MATERIAL FOR THIS TASK:
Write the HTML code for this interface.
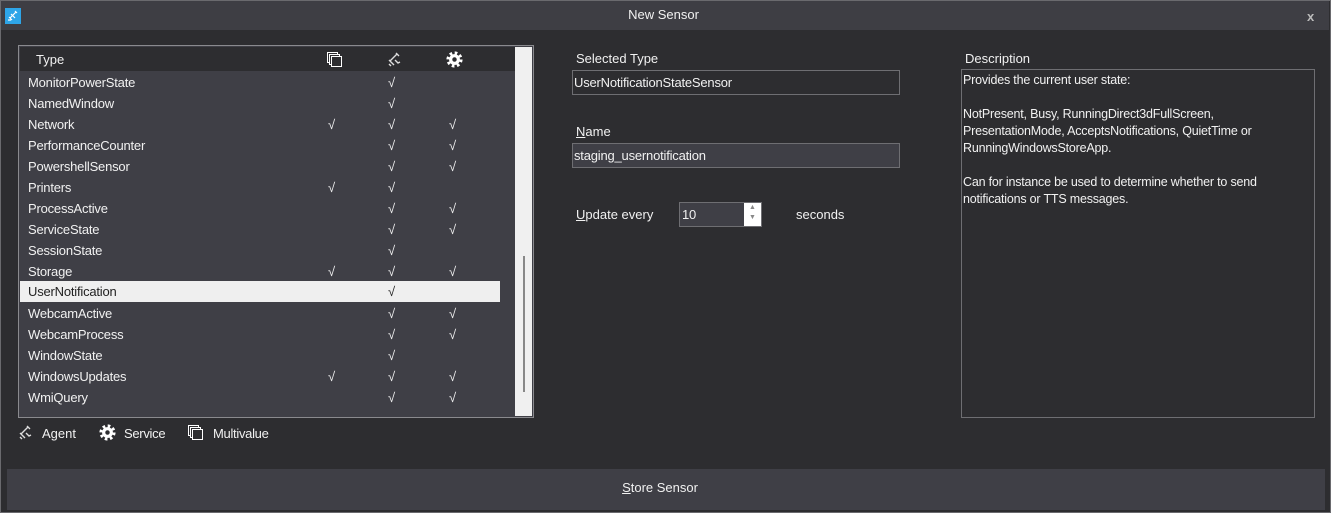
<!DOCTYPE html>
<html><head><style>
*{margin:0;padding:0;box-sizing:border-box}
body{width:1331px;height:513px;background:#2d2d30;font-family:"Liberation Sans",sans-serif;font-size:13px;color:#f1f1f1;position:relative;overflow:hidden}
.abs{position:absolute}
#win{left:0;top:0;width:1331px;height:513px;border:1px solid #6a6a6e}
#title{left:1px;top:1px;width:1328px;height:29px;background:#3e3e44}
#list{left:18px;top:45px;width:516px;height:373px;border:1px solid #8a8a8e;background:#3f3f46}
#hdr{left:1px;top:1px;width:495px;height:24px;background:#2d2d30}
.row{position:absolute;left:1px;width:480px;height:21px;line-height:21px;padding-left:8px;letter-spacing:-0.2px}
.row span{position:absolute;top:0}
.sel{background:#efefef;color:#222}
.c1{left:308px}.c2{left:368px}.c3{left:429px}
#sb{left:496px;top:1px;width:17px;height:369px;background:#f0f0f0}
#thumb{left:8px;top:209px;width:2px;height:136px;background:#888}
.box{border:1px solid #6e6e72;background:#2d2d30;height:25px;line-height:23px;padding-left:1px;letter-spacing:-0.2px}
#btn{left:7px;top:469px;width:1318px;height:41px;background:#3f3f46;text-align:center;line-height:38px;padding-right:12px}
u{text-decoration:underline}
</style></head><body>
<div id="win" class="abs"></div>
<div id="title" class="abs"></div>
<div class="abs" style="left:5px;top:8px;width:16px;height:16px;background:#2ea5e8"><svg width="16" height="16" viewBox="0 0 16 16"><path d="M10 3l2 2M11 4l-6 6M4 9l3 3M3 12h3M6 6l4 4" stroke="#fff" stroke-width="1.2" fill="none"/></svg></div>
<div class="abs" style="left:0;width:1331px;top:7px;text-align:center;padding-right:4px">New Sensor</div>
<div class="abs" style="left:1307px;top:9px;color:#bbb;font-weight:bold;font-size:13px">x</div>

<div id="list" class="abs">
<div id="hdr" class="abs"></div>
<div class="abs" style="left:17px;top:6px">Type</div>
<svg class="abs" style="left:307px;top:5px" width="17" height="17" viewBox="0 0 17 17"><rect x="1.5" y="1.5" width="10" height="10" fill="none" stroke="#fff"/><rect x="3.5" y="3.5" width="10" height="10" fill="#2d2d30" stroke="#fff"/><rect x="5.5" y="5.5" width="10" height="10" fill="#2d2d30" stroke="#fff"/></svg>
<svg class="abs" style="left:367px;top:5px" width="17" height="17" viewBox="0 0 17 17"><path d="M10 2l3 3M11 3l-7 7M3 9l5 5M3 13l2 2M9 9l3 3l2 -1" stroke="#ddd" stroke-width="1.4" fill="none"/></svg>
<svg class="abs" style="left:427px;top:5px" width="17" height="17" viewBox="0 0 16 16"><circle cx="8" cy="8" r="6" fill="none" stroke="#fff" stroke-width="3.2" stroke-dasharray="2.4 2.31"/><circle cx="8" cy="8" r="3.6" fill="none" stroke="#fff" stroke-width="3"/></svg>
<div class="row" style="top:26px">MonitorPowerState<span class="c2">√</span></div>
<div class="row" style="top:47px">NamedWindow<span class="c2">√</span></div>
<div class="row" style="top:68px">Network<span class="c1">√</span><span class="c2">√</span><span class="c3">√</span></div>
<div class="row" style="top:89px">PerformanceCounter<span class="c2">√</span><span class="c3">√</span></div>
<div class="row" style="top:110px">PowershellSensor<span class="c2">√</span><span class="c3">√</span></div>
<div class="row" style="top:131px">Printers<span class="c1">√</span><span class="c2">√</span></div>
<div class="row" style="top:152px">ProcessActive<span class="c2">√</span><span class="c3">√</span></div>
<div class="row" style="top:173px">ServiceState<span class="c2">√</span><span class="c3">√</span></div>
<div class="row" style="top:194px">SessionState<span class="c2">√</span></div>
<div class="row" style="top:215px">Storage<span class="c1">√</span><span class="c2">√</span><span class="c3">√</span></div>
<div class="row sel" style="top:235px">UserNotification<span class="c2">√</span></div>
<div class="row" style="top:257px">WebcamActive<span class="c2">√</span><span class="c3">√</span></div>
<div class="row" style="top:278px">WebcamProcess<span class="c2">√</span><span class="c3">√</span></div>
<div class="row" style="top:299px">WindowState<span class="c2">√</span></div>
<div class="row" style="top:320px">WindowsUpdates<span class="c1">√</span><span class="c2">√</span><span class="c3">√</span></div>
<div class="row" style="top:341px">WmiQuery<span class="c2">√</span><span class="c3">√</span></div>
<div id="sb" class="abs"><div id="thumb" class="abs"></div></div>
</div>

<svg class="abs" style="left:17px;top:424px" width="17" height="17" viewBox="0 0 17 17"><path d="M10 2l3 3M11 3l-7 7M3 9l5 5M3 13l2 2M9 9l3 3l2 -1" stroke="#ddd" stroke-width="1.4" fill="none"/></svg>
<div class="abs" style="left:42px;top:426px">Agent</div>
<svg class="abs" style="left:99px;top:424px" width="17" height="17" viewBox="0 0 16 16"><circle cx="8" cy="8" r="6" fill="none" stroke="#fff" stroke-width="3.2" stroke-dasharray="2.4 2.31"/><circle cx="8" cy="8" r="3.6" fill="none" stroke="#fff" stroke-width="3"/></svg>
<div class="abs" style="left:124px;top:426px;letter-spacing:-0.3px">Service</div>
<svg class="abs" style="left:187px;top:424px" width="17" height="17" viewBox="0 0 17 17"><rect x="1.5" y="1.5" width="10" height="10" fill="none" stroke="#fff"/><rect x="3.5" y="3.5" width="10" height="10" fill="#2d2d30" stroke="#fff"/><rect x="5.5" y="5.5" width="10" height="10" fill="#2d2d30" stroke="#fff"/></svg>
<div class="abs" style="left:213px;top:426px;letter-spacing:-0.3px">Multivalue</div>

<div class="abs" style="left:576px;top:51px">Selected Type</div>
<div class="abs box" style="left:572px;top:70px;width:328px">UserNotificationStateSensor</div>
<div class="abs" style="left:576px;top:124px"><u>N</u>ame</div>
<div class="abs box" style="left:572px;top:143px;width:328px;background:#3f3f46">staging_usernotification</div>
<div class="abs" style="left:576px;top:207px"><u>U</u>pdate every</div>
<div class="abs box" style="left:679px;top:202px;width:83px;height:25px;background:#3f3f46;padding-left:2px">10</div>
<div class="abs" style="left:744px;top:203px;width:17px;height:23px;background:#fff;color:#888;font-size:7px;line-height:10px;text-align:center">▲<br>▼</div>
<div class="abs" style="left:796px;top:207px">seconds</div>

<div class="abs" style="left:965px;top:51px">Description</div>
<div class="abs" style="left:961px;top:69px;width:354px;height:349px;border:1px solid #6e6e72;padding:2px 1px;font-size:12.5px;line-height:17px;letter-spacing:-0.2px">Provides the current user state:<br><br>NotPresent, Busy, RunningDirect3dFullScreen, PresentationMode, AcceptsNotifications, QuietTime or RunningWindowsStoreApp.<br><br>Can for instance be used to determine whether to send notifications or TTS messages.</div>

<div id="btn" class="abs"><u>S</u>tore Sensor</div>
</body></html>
* * *
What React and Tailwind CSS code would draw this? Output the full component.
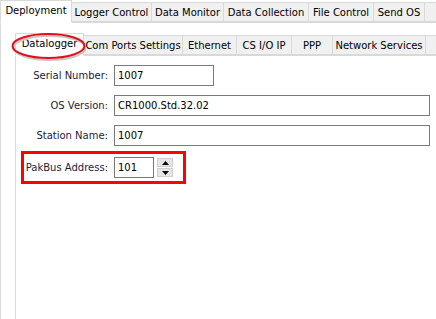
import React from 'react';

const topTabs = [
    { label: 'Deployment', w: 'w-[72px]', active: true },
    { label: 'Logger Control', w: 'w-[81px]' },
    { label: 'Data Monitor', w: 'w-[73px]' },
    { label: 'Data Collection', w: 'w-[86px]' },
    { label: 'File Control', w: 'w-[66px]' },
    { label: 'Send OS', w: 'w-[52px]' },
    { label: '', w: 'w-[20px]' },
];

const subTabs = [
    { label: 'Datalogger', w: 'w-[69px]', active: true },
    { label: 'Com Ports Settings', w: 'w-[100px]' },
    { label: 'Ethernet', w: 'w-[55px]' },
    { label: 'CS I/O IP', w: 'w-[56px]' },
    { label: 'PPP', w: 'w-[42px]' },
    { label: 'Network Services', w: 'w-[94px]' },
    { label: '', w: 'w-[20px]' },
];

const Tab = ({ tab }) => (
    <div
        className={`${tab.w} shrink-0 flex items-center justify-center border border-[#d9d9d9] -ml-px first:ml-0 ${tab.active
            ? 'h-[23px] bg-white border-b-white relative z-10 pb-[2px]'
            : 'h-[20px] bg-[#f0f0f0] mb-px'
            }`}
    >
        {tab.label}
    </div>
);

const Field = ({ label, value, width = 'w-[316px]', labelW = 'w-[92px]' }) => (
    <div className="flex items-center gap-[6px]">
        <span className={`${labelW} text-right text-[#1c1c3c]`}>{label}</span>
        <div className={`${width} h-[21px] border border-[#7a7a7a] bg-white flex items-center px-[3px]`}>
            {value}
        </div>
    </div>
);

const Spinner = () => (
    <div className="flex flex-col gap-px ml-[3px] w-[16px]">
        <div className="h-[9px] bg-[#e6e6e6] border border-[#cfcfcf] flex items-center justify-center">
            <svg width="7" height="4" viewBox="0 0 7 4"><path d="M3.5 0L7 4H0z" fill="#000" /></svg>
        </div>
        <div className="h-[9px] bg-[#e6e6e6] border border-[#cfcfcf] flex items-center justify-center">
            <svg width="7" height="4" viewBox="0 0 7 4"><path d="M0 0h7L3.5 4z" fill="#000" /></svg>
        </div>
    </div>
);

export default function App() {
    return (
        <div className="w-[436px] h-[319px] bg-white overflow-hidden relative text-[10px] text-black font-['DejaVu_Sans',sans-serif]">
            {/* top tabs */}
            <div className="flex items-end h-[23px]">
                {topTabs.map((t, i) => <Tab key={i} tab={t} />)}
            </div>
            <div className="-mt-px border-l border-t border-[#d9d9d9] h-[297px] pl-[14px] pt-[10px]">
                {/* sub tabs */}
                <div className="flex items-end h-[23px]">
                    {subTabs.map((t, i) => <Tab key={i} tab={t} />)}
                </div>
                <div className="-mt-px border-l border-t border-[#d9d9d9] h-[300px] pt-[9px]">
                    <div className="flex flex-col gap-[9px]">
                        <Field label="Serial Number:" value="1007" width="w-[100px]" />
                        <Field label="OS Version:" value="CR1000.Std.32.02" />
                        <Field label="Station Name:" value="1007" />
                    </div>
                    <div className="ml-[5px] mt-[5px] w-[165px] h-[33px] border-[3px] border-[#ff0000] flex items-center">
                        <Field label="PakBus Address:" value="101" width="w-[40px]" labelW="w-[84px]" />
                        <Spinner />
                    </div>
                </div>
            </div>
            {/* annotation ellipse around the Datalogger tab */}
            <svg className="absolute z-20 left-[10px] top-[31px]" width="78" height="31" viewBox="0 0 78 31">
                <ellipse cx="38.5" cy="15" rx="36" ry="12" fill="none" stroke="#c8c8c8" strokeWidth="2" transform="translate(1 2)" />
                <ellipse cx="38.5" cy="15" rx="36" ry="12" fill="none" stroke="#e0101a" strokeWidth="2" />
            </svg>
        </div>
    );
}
...
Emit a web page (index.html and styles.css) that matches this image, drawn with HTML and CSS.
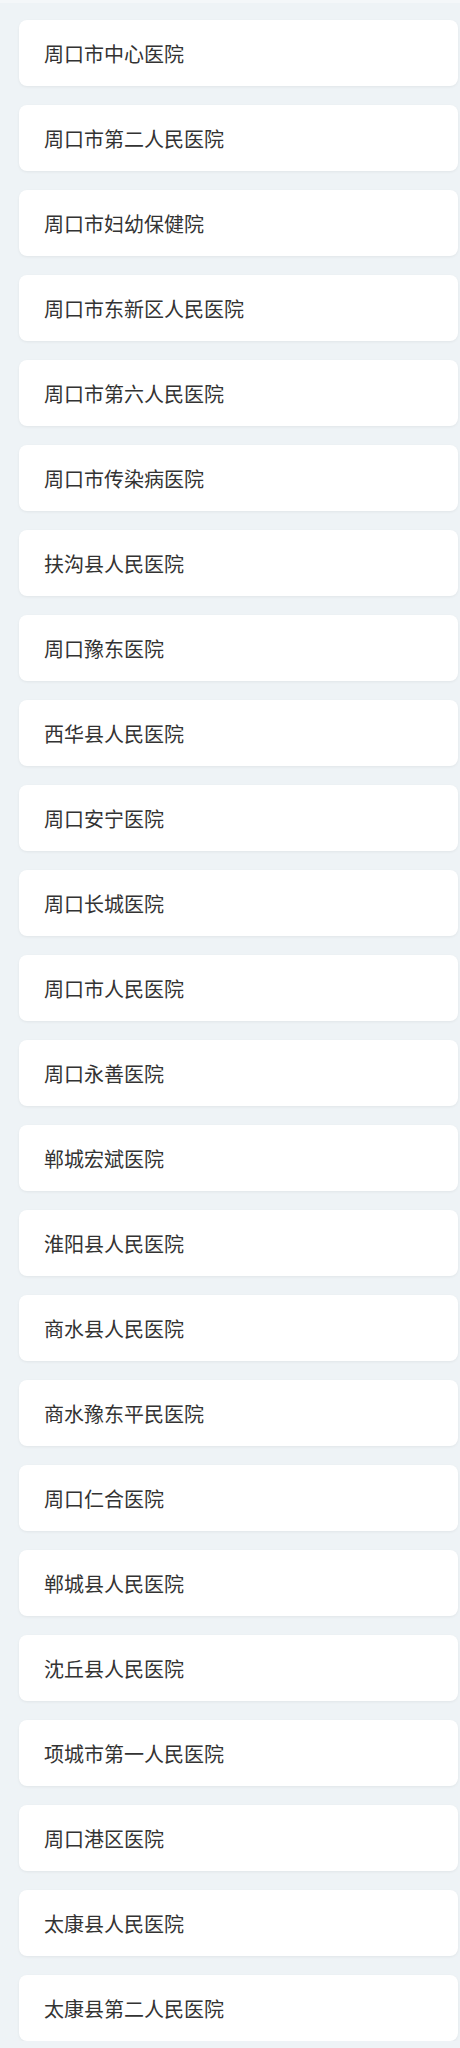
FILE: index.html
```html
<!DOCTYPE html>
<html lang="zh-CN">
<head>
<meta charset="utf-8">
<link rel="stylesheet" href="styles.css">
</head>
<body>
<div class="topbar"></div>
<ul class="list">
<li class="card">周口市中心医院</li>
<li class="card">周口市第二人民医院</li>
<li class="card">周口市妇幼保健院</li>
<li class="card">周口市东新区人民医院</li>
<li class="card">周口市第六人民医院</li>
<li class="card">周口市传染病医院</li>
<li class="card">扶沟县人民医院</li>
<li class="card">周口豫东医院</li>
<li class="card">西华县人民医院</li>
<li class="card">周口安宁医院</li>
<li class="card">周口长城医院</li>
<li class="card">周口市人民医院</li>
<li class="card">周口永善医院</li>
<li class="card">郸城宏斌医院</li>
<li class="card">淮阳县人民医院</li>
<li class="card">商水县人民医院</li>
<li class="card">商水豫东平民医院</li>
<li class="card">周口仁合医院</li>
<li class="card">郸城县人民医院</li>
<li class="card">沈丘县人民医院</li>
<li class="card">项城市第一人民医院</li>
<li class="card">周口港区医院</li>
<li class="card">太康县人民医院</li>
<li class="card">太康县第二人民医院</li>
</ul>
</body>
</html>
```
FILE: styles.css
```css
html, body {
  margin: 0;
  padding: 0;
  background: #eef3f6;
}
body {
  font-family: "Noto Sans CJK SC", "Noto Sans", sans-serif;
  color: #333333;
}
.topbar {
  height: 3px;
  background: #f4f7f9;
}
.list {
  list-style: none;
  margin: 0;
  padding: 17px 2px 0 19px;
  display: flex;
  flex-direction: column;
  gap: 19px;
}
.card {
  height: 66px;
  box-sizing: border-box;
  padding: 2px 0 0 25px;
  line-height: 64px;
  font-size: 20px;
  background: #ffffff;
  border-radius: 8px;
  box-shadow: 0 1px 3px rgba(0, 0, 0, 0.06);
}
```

TASK DETAILS: Show every line of the listing in which the string "React" can be found.

EXERCISE ANSWER:
What React and Tailwind CSS code would draw this? Output the full component.
import React from 'react';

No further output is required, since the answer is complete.